Scientists have claimed that the dark matter may not be part of a "dark sector" of particles as suggested by physicists in the past. The new claim has been made by the scientists studying collisions of galaxy clusters.

The scientists said that after the collision of the clusters of galaxies, the hot gas that fills the space between the stars in those galaxies also collides and splatters in all directions with a motion akin to splashes of water. Around 90 percent of the matter in galaxy clusters is made of dark matter but the question is does it splatter like water as well?

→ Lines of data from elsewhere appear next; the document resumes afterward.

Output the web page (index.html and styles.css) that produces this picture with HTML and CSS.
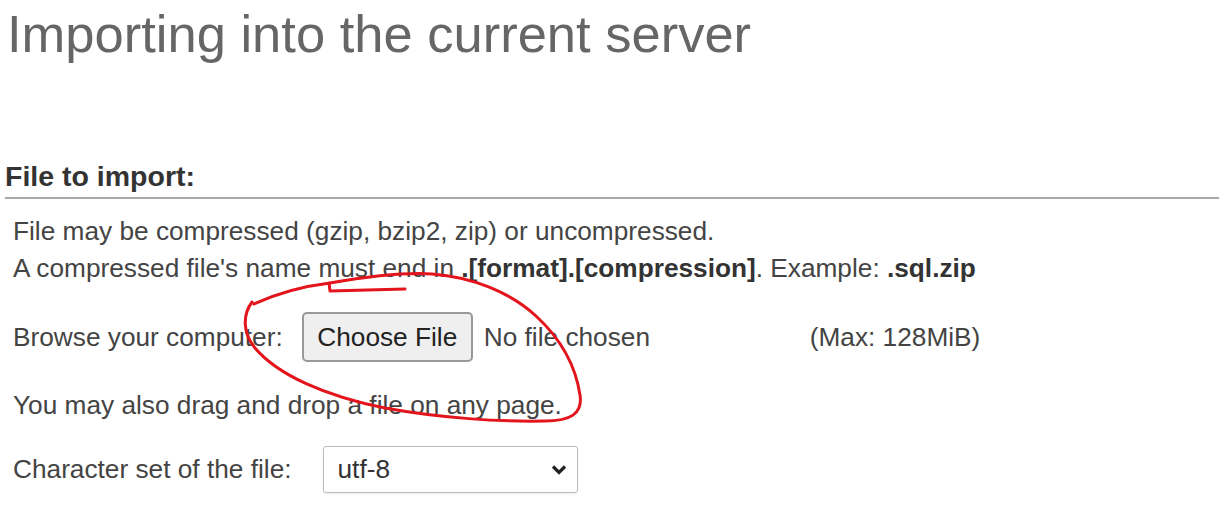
FILE: index.html
```html
<!DOCTYPE html>
<html lang="en">
<head>
<meta charset="utf-8">
<title>Import</title>
<link rel="stylesheet" href="styles.css">
</head>
<body>
<div class="page">
  <h2 class="title">Importing into the current server</h2>
  <section class="import">
    <h3 class="legend">File to import:</h3>
    <div class="content">
      <p class="desc">File may be compressed (gzip, bzip2, zip) or uncompressed.<br>A compressed file's name must end in <b>.[format].[compression]</b>. Example: <b>.sql.zip</b></p>
      <div class="row browse">
        <span class="label">Browse your computer:</span>
        <button class="file-btn" type="button">Choose File</button>
        <span class="file-name">No file chosen</span>
        <span class="max">(Max: 128MiB)</span>
      </div>
      <p class="drag">You may also drag and drop a file on any page.</p>
      <div class="row charset">
        <span class="label">Character set of the file:</span>
        <div class="select">
          <span class="select-value">utf-8</span>
          <svg class="chevron" width="16" height="11" viewBox="0 0 16 11"><path d="M2 2.5 L8 8.5 L14 2.5" fill="none" stroke="#222" stroke-width="3.2"/></svg>
        </div>
      </div>
    </div>
  </section>
</div>
<svg class="annotation" width="1219" height="520" viewBox="0 0 1219 520">
  <path d="M254 304 C280 292, 305 286, 330 283 C365 277, 400 272, 432 274 C472 277, 510 292, 536 316 C562 340, 576 368, 580 395 C583 414, 570 421, 545 421 C500 422, 440 418, 385 408 C325 396, 278 375, 255 348 C242 332, 243 314, 252 302" fill="none" stroke="#e3141c" stroke-width="3" stroke-linecap="round" stroke-linejoin="round"/>
  <path d="M329 283 L330 291 L405 289" fill="none" stroke="#e3141c" stroke-width="3" stroke-linecap="round" stroke-linejoin="round"/>
</svg>
</body>
</html>
```
FILE: styles.css
```css
html, body {
  margin: 0;
  padding: 0;
  background: #fff;
}
body {
  position: relative;
  width: 1219px;
  height: 520px;
  overflow: hidden;
  font-family: "Liberation Sans", Arial, sans-serif;
  font-size: 26.24px;
  color: #444;
}
.page {
  padding-left: 5px;
}
.title {
  margin: 4px 0 0 2px;
  font-size: 52.5px;
  font-weight: normal;
  line-height: 60px;
  color: #666;
  white-space: nowrap;
}
.import {
  margin-top: 96px;
}
.legend {
  margin: 0;
  font-size: 28.5px;
  font-weight: bold;
  line-height: 32px;
  padding-bottom: 5px;
  border-bottom: 2px solid #aaa;
  color: #333;
}
.content {
  padding: 14px 0 0 8px;
}
.desc {
  margin: 0;
  line-height: 37px;
}
.desc b {
  color: #333;
}
.row {
  display: flex;
  align-items: center;
  white-space: nowrap;
}
.browse {
  margin-top: 25px;
  height: 50px;
}
.file-btn {
  margin-left: 19px;
  width: 171px;
  height: 50px;
  box-sizing: border-box;
  padding: 0;
  border: 2px solid #999;
  border-radius: 5px;
  background: #efefef;
  font-family: "Liberation Sans", Arial, sans-serif;
  font-size: 26.24px;
  color: #222;
}
.file-name {
  margin-left: 11px;
  width: 326px;
}
.drag {
  margin: 25px 0 0;
  line-height: 37px;
}
.charset {
  margin-top: 22px;
  height: 47px;
}
.select {
  margin-left: 31px;
  width: 255px;
  height: 47px;
  box-sizing: border-box;
  border: 1px solid #bbb;
  border-radius: 3px;
  padding: 0 10px 0 14px;
  display: flex;
  align-items: center;
  justify-content: space-between;
  color: #333;
  box-shadow: 0 1px 2px rgba(0,0,0,0.08);
}
.chevron {
  display: block;
}
.annotation {
  position: absolute;
  top: 0;
  left: 0;
  pointer-events: none;
}
```
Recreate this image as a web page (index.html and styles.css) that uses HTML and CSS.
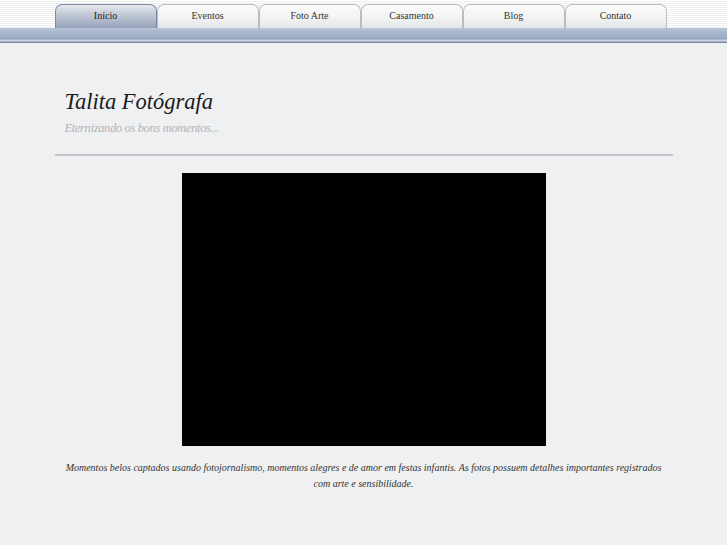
FILE: index.html
```html
<!DOCTYPE html>
<html lang="pt">
<head>
<meta charset="utf-8">
<title>Talita Fotógrafa</title>
<link rel="stylesheet" href="styles.css">
</head>
<body>
<div class="top">
  <nav class="tabs">
    <a class="tab active">Início</a>
    <a class="tab">Eventos</a>
    <a class="tab">Foto Arte</a>
    <a class="tab">Casamento</a>
    <a class="tab">Blog</a>
    <a class="tab">Contato</a>
  </nav>
</div>
<div class="bar"></div>
<main class="page">
  <header class="head">
    <h1 class="title">Talita Fotógrafa</h1>
    <p class="tagline">Eternizando os bons momentos...</p>
  </header>
  <div class="media"><div class="video"></div></div>
  <p class="caption">Momentos belos captados usando fotojornalismo, momentos alegres e de amor em festas infantis. As fotos possuem detalhes importantes registrados com arte e sensibilidade.</p>
</main>
</body>
</html>
```
FILE: styles.css
```css
html, body { margin: 0; padding: 0; }
body {
  background: #eff0f2;
  font-family: "Liberation Serif", "DejaVu Serif", serif;
  color: #333;
}
.top {
  height: 28px;
  background: repeating-linear-gradient(to bottom, #ffffff 0, #ffffff 1px, #eceef0 1px, #eceef0 2px);
  display: flex;
  justify-content: center;
}
.tabs {
  width: 618px;
  display: flex;
  align-items: flex-end;
}
.tab {
  box-sizing: border-box;
  width: 102px;
  height: 24px;
  border: 1px solid #b9bcc2;
  border-bottom: none;
  border-radius: 7px 7px 0 0;
  background: linear-gradient(to bottom, #fbfbfb 0%, #f2f3f3 55%, #e3e5e7 100%);
  font-size: 10px;
  color: #333;
  text-align: center;
  line-height: 22px;
  text-decoration: none;
}
.tab.active {
  border-color: #7c8aa2;
  background: linear-gradient(to bottom, #e6e9ee 0%, #c3cad6 40%, #94a1b8 100%);
  color: #222;
}
.bar {
  height: 15px;
  background: linear-gradient(to bottom, #b9c5da 0px, #a9b7cf 4px, #9fadc6 9px, #95a3bd 11px, #c4cde0 12px, #d0d8e8 13px, #7f8aa0 14px, #7f8aa0 15px);
}
.page {
  width: 618px;
  margin: 0 auto;
}
.head {
  padding: 45px 10px 0;
  height: 66px;
  border-bottom: 2px solid #c4c5c8;
  margin-bottom: 17px;
}
.title {
  margin: 0;
  font-family: "Liberation Serif", serif;
  font-style: italic;
  font-weight: normal;
  font-size: 22.5px;
  line-height: 28px;
  color: #1a1a1a;
}
.tagline {
  margin: 5px 0 0;
  font-style: italic;
  font-size: 12.5px;
  letter-spacing: -0.35px;
  color: #b3b4b7;
}
.media {
  display: flex;
  justify-content: center;
}
.video {
  width: 364px;
  height: 273px;
  background: #000;
}
.caption {
  margin: 14px 0 0;
  padding: 0 8px;
  text-align: center;
  font-style: italic;
  font-size: 10px;
  line-height: 16px;
  color: #333;
}
```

But the new study has found that dark matter does not splatter when clusters of galaxies collide, and this finding limits the kinds of particles that can make up dark matter. Specifically, the authors of the new research say it is unlikely that dark matter is part of an entire "dark sector."

Our Milky Way galaxy is made up of hundreds of billions of stars, and there are hundreds of billions of galaxies in the observable universe. The space between the stars and the galaxies is filled with a lot of gas and dust. But all of those stars, galaxies, gas and dust make up only about 10 to 15 percent of the matter in the universe.

"Galaxy cluster mergers are incredibly messy. You've got the stars, the highest densities of dark matter and hot gas all swirling together," David Harvey, a postdoctoral researcher at the Swiss Federal Institute of Technology Lausanne, said.